[Given data]
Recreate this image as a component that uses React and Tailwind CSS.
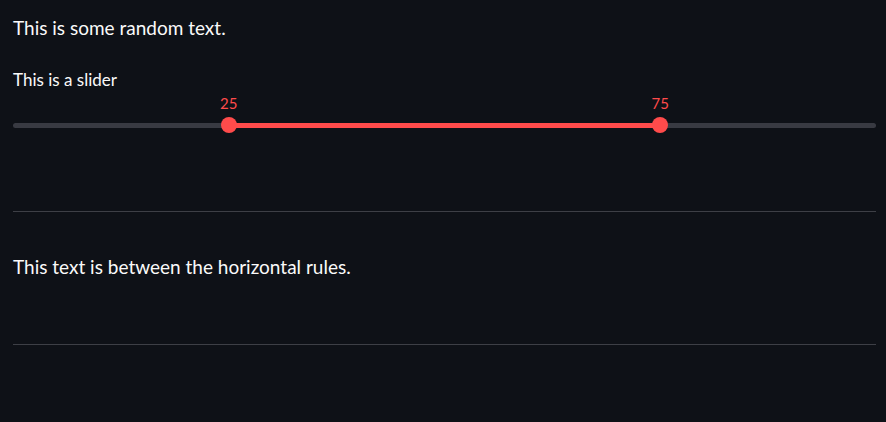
const Slider = ({ min = 0, max = 100, low, high }) => {
  const pct = (v) => ((v - min) / (max - min)) * 100;

  return (
    <div className="relative">
      <div className="relative h-5">
        <span
          className="absolute top-0 -translate-x-1/2 text-[15px] leading-5 text-[#ff4b4b]"
          style={{ left: `${pct(low)}%` }}
        >
          {low}
        </span>
        <span
          className="absolute top-0 -translate-x-1/2 text-[15px] leading-5 text-[#ff4b4b]"
          style={{ left: `${pct(high)}%` }}
        >
          {high}
        </span>
      </div>
      <div className="relative flex h-6 items-center">
        <div className="h-[5px] w-full rounded-full bg-[#383a42]" />
        <div
          className="absolute h-[5px] bg-[#ff4b4b]"
          style={{ left: `${pct(low)}%`, width: `${pct(high) - pct(low)}%` }}
        />
        <div
          className="absolute h-4 w-4 -translate-x-1/2 rounded-full bg-[#ff4b4b]"
          style={{ left: `${pct(low)}%` }}
        />
        <div
          className="absolute h-4 w-4 -translate-x-1/2 rounded-full bg-[#ff4b4b]"
          style={{ left: `${pct(high)}%` }}
        />
      </div>
    </div>
  );
};

const App = () => {
  return (
    <div className="flex min-h-screen flex-col bg-[#0e1117] pl-[13px] pr-[10px] pt-4 text-[#fafafa] font-['Lato','Noto_Sans',sans-serif]">
      <p className="text-[19px] leading-6">This is some random text.</p>

      <div className="mt-[30px] flex flex-col gap-[3px]">
        <label className="text-[17px] leading-5">This is a slider</label>
        <Slider low={25} high={75} />
      </div>

      <hr className="mt-[74px] border-t border-[#3d3f46]" />

      <p className="mt-[43px] text-[19px] leading-6">This text is between the horizontal rules.</p>

      <hr className="mt-[65px] border-t border-[#3d3f46]" />
    </div>
  );
};

export default App;
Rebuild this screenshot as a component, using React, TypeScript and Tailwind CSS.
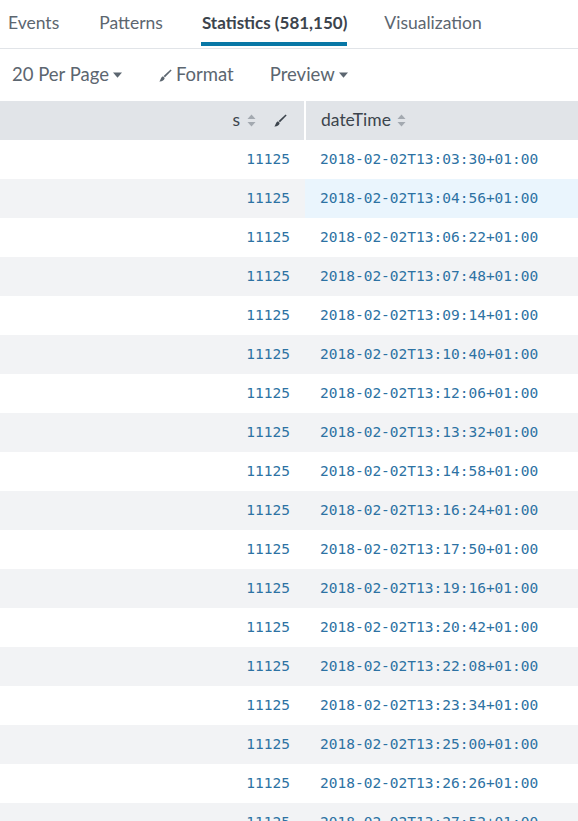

[Given request] Extract every line containing the string "component" from the material.

[Solved exercise]
Recreate this image as a component that uses React and Tailwind CSS.
Rebuild this screenshot as a component, using React, TypeScript and Tailwind CSS.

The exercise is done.